◆ Task prompt: Go through the lines below and copy each one that holds the string "page".

◆ Supplied material:
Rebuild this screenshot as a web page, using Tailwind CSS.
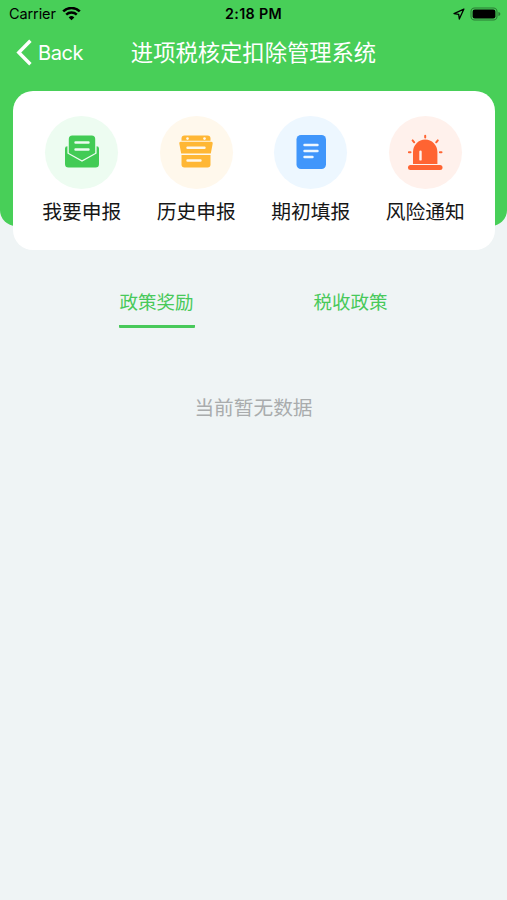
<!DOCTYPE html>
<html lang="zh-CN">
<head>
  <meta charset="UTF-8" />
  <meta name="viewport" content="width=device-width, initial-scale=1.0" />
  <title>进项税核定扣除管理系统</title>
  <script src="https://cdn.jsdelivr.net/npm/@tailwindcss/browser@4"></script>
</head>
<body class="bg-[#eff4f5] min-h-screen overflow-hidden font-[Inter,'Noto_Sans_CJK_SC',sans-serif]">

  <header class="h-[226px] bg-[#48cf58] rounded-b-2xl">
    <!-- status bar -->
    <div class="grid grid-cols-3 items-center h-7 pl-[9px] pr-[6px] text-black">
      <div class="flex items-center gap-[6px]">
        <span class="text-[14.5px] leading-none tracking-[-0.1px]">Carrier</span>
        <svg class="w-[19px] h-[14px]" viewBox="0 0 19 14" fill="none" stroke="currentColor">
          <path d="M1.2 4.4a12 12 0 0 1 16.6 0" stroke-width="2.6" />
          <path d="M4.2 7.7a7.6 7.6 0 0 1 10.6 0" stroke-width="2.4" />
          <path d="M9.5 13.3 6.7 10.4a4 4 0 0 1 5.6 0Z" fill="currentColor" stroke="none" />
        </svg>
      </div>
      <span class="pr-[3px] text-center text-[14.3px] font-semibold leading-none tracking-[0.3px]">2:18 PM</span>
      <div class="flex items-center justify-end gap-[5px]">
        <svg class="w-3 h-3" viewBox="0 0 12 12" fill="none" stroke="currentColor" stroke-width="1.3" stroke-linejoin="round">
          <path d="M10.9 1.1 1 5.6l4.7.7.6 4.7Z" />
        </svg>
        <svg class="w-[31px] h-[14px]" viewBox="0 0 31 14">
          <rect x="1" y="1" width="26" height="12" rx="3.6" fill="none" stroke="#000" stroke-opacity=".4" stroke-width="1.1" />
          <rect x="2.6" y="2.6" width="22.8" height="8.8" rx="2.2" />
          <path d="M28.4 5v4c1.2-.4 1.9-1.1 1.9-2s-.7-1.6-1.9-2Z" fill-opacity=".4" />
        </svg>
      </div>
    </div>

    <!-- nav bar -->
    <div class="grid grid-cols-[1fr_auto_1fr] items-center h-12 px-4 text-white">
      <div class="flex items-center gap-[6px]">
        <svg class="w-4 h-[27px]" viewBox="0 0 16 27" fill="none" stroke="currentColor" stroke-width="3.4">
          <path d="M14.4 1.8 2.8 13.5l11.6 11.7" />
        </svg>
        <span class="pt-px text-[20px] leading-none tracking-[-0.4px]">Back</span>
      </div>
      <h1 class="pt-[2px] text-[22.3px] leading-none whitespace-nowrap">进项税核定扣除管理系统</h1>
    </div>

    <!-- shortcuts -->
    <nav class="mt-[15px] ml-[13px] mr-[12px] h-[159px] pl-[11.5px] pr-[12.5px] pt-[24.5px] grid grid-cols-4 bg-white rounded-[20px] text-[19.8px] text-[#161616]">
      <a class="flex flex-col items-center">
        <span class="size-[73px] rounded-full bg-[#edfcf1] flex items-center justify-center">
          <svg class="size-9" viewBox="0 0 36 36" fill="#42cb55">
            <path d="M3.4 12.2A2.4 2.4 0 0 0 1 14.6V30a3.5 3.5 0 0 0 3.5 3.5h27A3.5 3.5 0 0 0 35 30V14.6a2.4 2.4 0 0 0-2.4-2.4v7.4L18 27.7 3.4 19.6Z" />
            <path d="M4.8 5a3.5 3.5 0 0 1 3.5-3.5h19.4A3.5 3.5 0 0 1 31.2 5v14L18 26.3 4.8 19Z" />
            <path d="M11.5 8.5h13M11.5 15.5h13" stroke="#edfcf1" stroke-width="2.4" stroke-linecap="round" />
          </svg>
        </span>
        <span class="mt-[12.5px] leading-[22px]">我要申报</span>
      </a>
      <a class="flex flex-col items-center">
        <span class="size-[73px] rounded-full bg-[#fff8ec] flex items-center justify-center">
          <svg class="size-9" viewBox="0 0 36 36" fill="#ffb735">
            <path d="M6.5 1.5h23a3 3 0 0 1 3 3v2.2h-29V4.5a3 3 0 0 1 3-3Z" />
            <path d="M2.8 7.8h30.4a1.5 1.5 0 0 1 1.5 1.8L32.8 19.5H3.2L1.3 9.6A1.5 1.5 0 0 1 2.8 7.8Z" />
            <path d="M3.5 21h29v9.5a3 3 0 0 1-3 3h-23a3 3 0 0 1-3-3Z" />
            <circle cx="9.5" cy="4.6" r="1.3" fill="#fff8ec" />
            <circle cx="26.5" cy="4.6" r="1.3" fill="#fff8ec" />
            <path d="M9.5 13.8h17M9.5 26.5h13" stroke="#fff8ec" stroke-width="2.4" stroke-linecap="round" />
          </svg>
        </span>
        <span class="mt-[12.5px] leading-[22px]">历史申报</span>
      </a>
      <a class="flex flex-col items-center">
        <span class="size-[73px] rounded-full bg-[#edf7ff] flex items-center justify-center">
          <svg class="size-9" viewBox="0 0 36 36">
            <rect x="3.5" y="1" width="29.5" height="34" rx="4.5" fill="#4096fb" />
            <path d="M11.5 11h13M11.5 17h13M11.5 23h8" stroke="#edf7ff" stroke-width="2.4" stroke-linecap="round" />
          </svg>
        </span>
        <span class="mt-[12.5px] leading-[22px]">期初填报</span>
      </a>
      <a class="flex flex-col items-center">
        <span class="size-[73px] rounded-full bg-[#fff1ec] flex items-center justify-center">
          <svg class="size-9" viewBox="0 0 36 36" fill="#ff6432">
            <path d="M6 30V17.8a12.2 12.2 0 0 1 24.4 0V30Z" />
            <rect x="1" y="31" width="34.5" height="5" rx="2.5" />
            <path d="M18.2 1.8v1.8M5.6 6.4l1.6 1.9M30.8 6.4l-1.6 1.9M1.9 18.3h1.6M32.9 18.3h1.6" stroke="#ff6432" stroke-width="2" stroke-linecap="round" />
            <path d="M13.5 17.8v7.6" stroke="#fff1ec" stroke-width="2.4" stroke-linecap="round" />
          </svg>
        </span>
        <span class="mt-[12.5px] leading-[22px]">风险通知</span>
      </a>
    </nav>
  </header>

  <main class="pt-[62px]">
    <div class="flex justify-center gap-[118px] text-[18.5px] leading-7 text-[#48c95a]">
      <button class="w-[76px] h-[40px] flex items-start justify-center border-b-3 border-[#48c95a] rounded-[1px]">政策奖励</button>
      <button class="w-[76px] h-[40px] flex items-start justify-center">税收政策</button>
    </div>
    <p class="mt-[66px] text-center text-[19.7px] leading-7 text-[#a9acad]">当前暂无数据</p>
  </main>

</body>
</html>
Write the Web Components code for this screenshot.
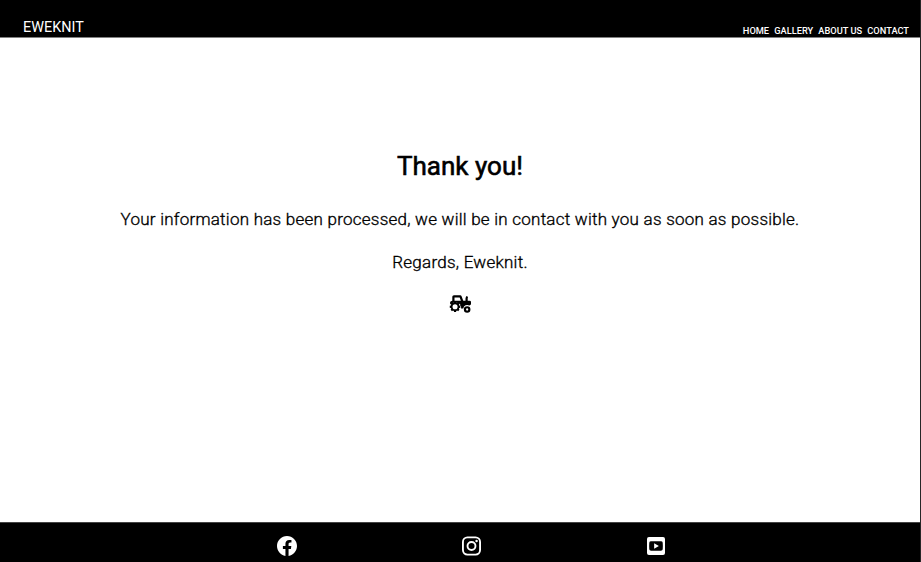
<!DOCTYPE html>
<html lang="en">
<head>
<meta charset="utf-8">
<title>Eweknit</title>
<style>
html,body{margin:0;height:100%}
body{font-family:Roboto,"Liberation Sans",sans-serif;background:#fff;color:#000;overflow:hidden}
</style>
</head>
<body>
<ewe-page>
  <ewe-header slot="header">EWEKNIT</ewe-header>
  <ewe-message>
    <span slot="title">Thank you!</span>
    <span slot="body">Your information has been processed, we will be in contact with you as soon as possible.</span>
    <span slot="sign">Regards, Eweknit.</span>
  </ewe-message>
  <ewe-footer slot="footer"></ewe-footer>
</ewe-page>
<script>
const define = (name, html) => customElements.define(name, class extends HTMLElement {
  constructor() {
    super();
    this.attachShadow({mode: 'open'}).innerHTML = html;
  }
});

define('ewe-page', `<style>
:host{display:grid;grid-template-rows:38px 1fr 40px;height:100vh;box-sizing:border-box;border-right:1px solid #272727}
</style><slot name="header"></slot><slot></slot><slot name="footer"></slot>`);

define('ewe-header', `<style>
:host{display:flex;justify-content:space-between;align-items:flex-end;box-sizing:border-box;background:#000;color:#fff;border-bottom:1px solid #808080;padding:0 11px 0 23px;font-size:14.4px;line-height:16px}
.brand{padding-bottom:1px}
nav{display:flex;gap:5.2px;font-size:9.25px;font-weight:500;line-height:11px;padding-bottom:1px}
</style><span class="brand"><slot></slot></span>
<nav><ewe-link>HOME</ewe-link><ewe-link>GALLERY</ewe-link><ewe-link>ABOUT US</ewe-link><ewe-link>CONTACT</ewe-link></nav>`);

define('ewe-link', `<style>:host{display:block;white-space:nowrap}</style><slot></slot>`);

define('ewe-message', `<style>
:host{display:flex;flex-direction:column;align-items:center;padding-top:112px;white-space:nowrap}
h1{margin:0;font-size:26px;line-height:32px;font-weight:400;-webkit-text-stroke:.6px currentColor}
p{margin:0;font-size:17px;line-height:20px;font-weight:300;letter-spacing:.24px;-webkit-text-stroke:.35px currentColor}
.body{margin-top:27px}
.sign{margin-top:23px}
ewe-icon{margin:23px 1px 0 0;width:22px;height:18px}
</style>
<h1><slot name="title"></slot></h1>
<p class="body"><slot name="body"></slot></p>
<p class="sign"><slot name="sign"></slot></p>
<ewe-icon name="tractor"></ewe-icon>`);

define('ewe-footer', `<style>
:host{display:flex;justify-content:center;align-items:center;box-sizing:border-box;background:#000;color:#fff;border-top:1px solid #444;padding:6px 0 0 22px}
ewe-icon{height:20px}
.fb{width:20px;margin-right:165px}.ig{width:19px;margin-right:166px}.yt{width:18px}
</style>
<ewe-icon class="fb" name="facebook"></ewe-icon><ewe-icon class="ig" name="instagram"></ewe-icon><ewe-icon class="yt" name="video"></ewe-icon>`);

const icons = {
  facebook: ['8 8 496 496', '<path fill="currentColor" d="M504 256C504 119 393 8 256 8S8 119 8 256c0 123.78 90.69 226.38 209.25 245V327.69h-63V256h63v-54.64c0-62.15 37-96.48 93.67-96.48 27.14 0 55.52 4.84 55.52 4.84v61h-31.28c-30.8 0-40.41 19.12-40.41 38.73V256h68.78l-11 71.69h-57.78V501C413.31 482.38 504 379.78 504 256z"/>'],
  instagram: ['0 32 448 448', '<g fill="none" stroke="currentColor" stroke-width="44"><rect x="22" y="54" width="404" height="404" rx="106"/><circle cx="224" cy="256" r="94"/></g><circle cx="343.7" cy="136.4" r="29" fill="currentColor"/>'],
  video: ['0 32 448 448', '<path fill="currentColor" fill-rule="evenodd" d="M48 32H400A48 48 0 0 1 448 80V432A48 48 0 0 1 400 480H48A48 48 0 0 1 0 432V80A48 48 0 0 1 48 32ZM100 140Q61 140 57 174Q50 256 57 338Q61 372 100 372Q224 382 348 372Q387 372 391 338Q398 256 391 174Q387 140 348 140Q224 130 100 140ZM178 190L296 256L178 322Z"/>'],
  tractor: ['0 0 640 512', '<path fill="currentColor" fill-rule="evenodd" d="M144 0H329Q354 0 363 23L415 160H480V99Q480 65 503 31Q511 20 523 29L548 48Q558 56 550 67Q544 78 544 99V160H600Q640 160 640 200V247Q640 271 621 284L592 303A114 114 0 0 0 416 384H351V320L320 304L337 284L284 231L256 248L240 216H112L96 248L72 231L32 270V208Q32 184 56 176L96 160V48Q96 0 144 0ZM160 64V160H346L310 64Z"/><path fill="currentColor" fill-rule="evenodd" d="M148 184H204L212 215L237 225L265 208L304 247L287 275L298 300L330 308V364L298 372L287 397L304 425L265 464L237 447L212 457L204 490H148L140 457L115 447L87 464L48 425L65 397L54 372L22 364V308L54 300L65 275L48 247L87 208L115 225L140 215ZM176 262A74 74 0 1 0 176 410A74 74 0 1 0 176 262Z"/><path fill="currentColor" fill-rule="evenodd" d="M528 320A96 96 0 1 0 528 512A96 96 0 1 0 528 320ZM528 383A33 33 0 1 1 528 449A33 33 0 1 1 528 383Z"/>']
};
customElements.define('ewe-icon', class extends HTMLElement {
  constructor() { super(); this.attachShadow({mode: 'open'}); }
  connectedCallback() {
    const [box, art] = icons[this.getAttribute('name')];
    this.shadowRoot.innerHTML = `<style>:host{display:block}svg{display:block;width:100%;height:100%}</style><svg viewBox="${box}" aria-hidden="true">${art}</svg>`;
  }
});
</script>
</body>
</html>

◆ Answer to the task:
Rebuild this screenshot as a web page, using Tailwind CSS.
<ewe-page>
</ewe-page>
define('ewe-page', `<style>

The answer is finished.